Here are some key takeaways:

RBF Kernel: As expected, the stationary RBF kernel struggles to model the non-stationary data. Its reconstructions appear blurry and fail to capture the distinct patterns in the two halves of the environment. This demonstrates the importance of choosing the right kernel for the data at hand.
Attentive Kernel: The Attentive Kernel performs well and is a significant improvement over the stationary RBF kernel. It offers a good balance between performance and computational cost. It excels when given a sufficient number of sensing locations to learn the attention weights effectively.
Neural Spectral Kernel: This kernel generally performs the best, achieving the lowest RMSE, especially with more sensors.

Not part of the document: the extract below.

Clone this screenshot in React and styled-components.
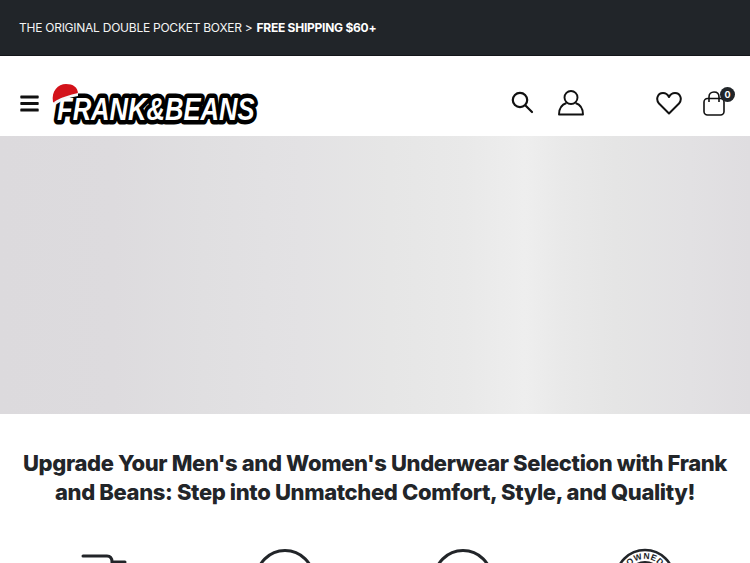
import styled, { createGlobalStyle } from 'styled-components';
import { FaBars } from 'react-icons/fa';

const GlobalStyle = createGlobalStyle`
  html, body {
    margin: 0;
    padding: 0;
    height: 563px;
    overflow: hidden;
    background: #fff;
  }
  * { box-sizing: border-box; }
`

const TopBar = styled.div`
  height: 56px;
  background: #212529;
  border-bottom: 1px solid #14161a;
  color: #f4f4f4;
  display: flex;
  align-items: center;
  gap: 3px;
  padding: 0 19px;
  font-family: Inter, "Liberation Sans", sans-serif;
  font-size: 12px;
  letter-spacing: -0.25px;
  white-space: pre;

  strong {
    font-weight: 700;
    color: #fff;
    margin-left: 1px;
  }
`

const Header = styled.header`
  height: 80px;
  display: flex;
  align-items: center;
  padding: 14px 25px 0 19px;
`

const MenuButton = styled.div`
  display: flex;
  color: #111;
  margin-right: 11px;
`

const Actions = styled.div`
  margin-left: auto;
  display: flex;
  align-items: center;
`

const IconButton = styled.div`
  display: flex;
  position: relative;
  margin-left: ${(p) => p.$gap}px;
  top: ${(p) => p.$lift || 0}px;
  color: #111;
`

const CartCount = styled.span`
  position: absolute;
  top: -4px;
  right: -10px;
  width: 15px;
  height: 15px;
  border-radius: 50%;
  background: #212529;
  color: #fff;
  font-family: Inter, "Liberation Sans", sans-serif;
  font-size: 9px;
  font-weight: 700;
  display: flex;
  align-items: center;
  justify-content: center;
`

const Hero = styled.div`
  height: 278px;
  background: linear-gradient(90deg, #dcdadd 0%, #dddbde 15%, #e0dfe1 27%, #e3e2e4 40%, #e6e6e6 52%, #e9e9e9 62%, #eeeeee 70%, #e9e9e9 75%, #e5e5e5 82%, #e2e1e3 92%, #dfdde0 100%);
`

const Heading = styled.h1`
  margin: 0;
  padding: 35px 15px 0;
  text-align: center;
  font-family: Inter, "Liberation Sans", sans-serif;
  font-size: 22px;
  line-height: 29px;
  font-weight: 800;
  letter-spacing: -0.36px;
  color: #222529;
`

const Features = styled.div`
  display: grid;
  grid-template-columns: repeat(4, 1fr);
  padding: 42px 15px 0;
  justify-items: center;
`

const FeatureIcon = styled.svg`
  width: 60px;
  height: 60px;
  display: block;
  margin-right: ${(p) => p.$nudge || 0}px;
  fill: none;
  stroke: #222529;
  stroke-width: 3;
  stroke-linecap: round;
  overflow: visible;
`

const BadgeText = styled.text`
  font-family: "Liberation Sans", Arial, sans-serif;
  font-size: 8.5px;
  font-weight: 700;
  letter-spacing: 0.5px;
  fill: #222529;
  stroke: none;
`

const LogoSvg = styled.svg`
  display: block;
  width: 208px;
  height: 42px;
  overflow: visible;

  text {
    font-family: "Liberation Sans", Arial, sans-serif;
    font-weight: 700;
    font-style: italic;
    font-size: 32px;
    paint-order: stroke;
    fill: #fff;
    stroke: #000;
    stroke-width: 9px;
    stroke-linejoin: round;
  }
`

const Logo = () => (
  <LogoSvg viewBox="0 0 208 42">
    <text transform="translate(6 38) scale(0.8 1)">FRANK&amp;BEANS</text>
    <path d="M2 20 C0 9 7 2 15 2 C22 2 27 5 27 12 L8 17 L4 21 Z" fill="#d3121a" />
    <path d="M3 20 C10 15 19 13 27 11 L27 14 C19 15 11 18 4 23 Z" fill="#f6f6f6" />
  </LogoSvg>
)

const App = () => {
  return (
    <>
      <GlobalStyle />
      <TopBar>
        <span>THE ORIGINAL DOUBLE POCKET BOXER</span>
        <span>&gt;</span>
        <strong>FREE SHIPPING $60+</strong>
      </TopBar>
      <Header>
        <MenuButton><FaBars size={21} /></MenuButton>
        <Logo />
        <Actions>
          <IconButton $gap={0} $lift={-1}>
            <svg width="24" height="24" viewBox="0 0 24 24" fill="none" stroke="currentColor" strokeWidth="2.2">
              <circle cx="10" cy="10" r="7.2" />
              <path d="M15.5 15.5 L22 22" strokeLinecap="round" />
            </svg>
          </IconButton>
          <IconButton $gap={24}>
            <svg width="26" height="26" viewBox="0 0 26 26" fill="none" stroke="currentColor" strokeWidth="1.9">
              <circle cx="13" cy="7.5" r="6.5" />
              <path d="M8.5 13 C4 14.5 1 18 1 24.5 H25 C25 18 22 14.5 17.5 13" strokeLinejoin="round" />
            </svg>
          </IconButton>
          <IconButton $gap={72}>
            <svg width="26" height="24" viewBox="0 0 26 24" fill="none" stroke="currentColor" strokeWidth="2">
              <path d="M13 22.5 L3 12.5 C-0.5 8.5 1.5 2 7 2 C10 2 12 4 13 6 C14 4 16 2 19 2 C24.5 2 26.5 8.5 23 12.5 Z" strokeLinejoin="round" />
            </svg>
          </IconButton>
          <IconButton $gap={21}>
            <svg width="22" height="25" viewBox="0 0 22 25" fill="none" stroke="currentColor" strokeWidth="1.6">
              <rect x="1" y="7.5" width="20" height="16.5" rx="3.5" />
              <path d="M6 11 V6 C6 3 8 1 11 1 C14 1 16 3 16 6 V11" />
            </svg>
            <CartCount>0</CartCount>
          </IconButton>
        </Actions>
      </Header>
      <Hero />
      <Heading>Upgrade Your Men's and Women's Underwear Selection with Frank and Beans: Step into Unmatched Comfort, Style, and Quality!</Heading>
      <Features>
        <FeatureIcon viewBox="0 0 60 60">
          <path d="M8 7 H32 Q37 7 37 13 H50" />
        </FeatureIcon>
        <FeatureIcon viewBox="0 0 60 60">
          <circle cx="30" cy="30" r="28.5" />
        </FeatureIcon>
        <FeatureIcon viewBox="0 0 60 60" $nudge={4}>
          <circle cx="30" cy="30" r="28.5" />
        </FeatureIcon>
        <FeatureIcon viewBox="0 0 60 60">
          <defs>
            <path id="badge-arc" d="M30 50 A20 20 0 1 1 30.01 50" />
          </defs>
          <circle cx="30" cy="30" r="29" strokeWidth="2.5" />
          <circle cx="30" cy="30" r="15.5" strokeWidth="5" />
          <BadgeText>
            <textPath href="#badge-arc" startOffset="50%" textAnchor="middle">FAMILY OWNED BRAND</textPath>
          </BadgeText>
        </FeatureIcon>
      </Features>
    </>
  )
}

export default App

Its high flexibility allows it to capture the complex non-stationary patterns in the data very accurately. However, this power comes at the cost of higher computational requirements during training.

Conclusion: When dealing with complex, real-world environments, non-stationary kernels like the Neural and Attentive Kernels can provide a substantial advantage in modeling accuracy, leading to better-informed decisions in tasks like IPP.